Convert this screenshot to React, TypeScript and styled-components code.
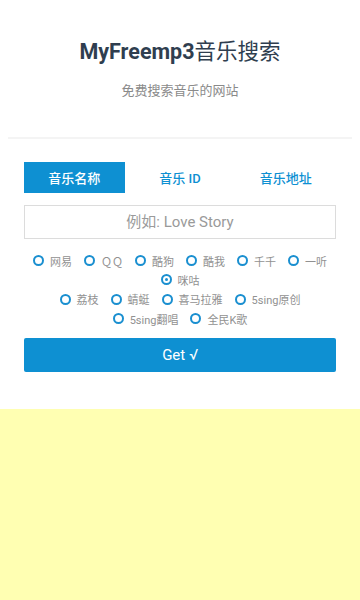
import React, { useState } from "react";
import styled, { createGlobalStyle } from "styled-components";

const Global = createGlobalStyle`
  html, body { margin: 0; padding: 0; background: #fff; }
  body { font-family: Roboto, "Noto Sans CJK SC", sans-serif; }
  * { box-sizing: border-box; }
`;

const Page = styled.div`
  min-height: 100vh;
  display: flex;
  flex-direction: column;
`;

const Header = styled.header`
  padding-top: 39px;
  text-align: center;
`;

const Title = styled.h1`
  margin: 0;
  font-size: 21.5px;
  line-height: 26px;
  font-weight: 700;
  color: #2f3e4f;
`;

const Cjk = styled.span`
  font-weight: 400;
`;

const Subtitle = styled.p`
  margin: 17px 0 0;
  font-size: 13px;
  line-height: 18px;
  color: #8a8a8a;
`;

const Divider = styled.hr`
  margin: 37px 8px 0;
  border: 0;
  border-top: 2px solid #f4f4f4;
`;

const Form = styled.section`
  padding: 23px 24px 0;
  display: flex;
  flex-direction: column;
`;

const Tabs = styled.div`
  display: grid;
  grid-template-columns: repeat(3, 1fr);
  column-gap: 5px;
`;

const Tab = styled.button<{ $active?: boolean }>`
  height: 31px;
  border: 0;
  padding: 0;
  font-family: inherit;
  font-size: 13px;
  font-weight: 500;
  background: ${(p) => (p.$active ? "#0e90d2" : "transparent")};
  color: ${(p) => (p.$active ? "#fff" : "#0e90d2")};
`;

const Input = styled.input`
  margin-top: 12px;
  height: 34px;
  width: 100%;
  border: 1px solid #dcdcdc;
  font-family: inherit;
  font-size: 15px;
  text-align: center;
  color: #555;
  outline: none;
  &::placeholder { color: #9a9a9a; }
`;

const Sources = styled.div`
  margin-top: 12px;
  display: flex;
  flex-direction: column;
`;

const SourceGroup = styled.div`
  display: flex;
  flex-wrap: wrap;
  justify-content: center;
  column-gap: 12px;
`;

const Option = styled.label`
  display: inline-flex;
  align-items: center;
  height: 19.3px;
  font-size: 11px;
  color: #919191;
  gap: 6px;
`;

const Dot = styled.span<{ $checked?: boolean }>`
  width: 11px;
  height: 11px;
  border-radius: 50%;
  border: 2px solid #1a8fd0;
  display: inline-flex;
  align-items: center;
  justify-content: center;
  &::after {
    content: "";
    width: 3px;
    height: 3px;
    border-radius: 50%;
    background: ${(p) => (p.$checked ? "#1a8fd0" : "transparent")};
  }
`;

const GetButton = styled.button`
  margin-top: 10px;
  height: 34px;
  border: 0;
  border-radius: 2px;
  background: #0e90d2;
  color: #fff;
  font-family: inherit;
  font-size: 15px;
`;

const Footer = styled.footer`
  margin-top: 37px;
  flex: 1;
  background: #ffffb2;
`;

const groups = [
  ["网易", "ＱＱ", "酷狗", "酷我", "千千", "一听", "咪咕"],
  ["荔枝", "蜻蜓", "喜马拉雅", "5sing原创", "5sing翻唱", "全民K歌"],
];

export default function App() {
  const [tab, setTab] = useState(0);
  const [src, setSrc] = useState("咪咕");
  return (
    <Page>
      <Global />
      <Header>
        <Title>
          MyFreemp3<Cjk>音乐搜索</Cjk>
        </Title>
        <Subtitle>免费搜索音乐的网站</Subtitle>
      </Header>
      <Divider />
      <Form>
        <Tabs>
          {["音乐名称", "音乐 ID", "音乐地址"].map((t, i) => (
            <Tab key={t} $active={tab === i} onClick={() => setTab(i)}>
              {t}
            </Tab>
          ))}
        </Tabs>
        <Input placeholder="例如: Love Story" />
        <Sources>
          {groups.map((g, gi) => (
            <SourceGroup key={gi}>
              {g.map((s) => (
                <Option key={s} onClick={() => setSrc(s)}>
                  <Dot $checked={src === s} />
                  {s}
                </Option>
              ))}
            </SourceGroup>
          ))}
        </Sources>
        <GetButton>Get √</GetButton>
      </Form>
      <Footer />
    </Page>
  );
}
****************
Exercise requirements =>
Reproduce the listing above exactly, excluding all pictures.

Finished exercise =>
Convert this screenshot to React, TypeScript and styled-components code.
import React, { useState } from "react";
import styled, { createGlobalStyle } from "styled-components";

const Global = createGlobalStyle`
  html, body { margin: 0; padding: 0; background: #fff; }
  body { font-family: Roboto, "Noto Sans CJK SC", sans-serif; }
  * { box-sizing: border-box; }
`;

const Page = styled.div`
  min-height: 100vh;
  display: flex;
  flex-direction: column;
`;

const Header = styled.header`
  padding-top: 39px;
  text-align: center;
`;

const Title = styled.h1`
  margin: 0;
  font-size: 21.5px;
  line-height: 26px;
  font-weight: 700;
  color: #2f3e4f;
`;

const Cjk = styled.span`
  font-weight: 400;
`;

const Subtitle = styled.p`
  margin: 17px 0 0;
  font-size: 13px;
  line-height: 18px;
  color: #8a8a8a;
`;

const Divider = styled.hr`
  margin: 37px 8px 0;
  border: 0;
  border-top: 2px solid #f4f4f4;
`;

const Form = styled.section`
  padding: 23px 24px 0;
  display: flex;
  flex-direction: column;
`;

const Tabs = styled.div`
  display: grid;
  grid-template-columns: repeat(3, 1fr);
  column-gap: 5px;
`;

const Tab = styled.button<{ $active?: boolean }>`
  height: 31px;
  border: 0;
  padding: 0;
  font-family: inherit;
  font-size: 13px;
  font-weight: 500;
  background: ${(p) => (p.$active ? "#0e90d2" : "transparent")};
  color: ${(p) => (p.$active ? "#fff" : "#0e90d2")};
`;

const Input = styled.input`
  margin-top: 12px;
  height: 34px;
  width: 100%;
  border: 1px solid #dcdcdc;
  font-family: inherit;
  font-size: 15px;
  text-align: center;
  color: #555;
  outline: none;
  &::placeholder { color: #9a9a9a; }
`;

const Sources = styled.div`
  margin-top: 12px;
  display: flex;
  flex-direction: column;
`;

const SourceGroup = styled.div`
  display: flex;
  flex-wrap: wrap;
  justify-content: center;
  column-gap: 12px;
`;

const Option = styled.label`
  display: inline-flex;
  align-items: center;
  height: 19.3px;
  font-size: 11px;
  color: #919191;
  gap: 6px;
`;

const Dot = styled.span<{ $checked?: boolean }>`
  width: 11px;
  height: 11px;
  border-radius: 50%;
  border: 2px solid #1a8fd0;
  display: inline-flex;
  align-items: center;
  justify-content: center;
  &::after {
    content: "";
    width: 3px;
    height: 3px;
    border-radius: 50%;
    background: ${(p) => (p.$checked ? "#1a8fd0" : "transparent")};
  }
`;

const GetButton = styled.button`
  margin-top: 10px;
  height: 34px;
  border: 0;
  border-radius: 2px;
  background: #0e90d2;
  color: #fff;
  font-family: inherit;
  font-size: 15px;
`;

const Footer = styled.footer`
  margin-top: 37px;
  flex: 1;
  background: #ffffb2;
`;

const groups = [
  ["网易", "ＱＱ", "酷狗", "酷我", "千千", "一听", "咪咕"],
  ["荔枝", "蜻蜓", "喜马拉雅", "5sing原创", "5sing翻唱", "全民K歌"],
];

export default function App() {
  const [tab, setTab] = useState(0);
  const [src, setSrc] = useState("咪咕");
  return (
    <Page>
      <Global />
      <Header>
        <Title>
          MyFreemp3<Cjk>音乐搜索</Cjk>
        </Title>
        <Subtitle>免费搜索音乐的网站</Subtitle>
      </Header>
      <Divider />
      <Form>
        <Tabs>
          {["音乐名称", "音乐 ID", "音乐地址"].map((t, i) => (
            <Tab key={t} $active={tab === i} onClick={() => setTab(i)}>
              {t}
            </Tab>
          ))}
        </Tabs>
        <Input placeholder="例如: Love Story" />
        <Sources>
          {groups.map((g, gi) => (
            <SourceGroup key={gi}>
              {g.map((s) => (
                <Option key={s} onClick={() => setSrc(s)}>
                  <Dot $checked={src === s} />
                  {s}
                </Option>
              ))}
            </SourceGroup>
          ))}
        </Sources>
        <GetButton>Get √</GetButton>
      </Form>
      <Footer />
    </Page>
  );
}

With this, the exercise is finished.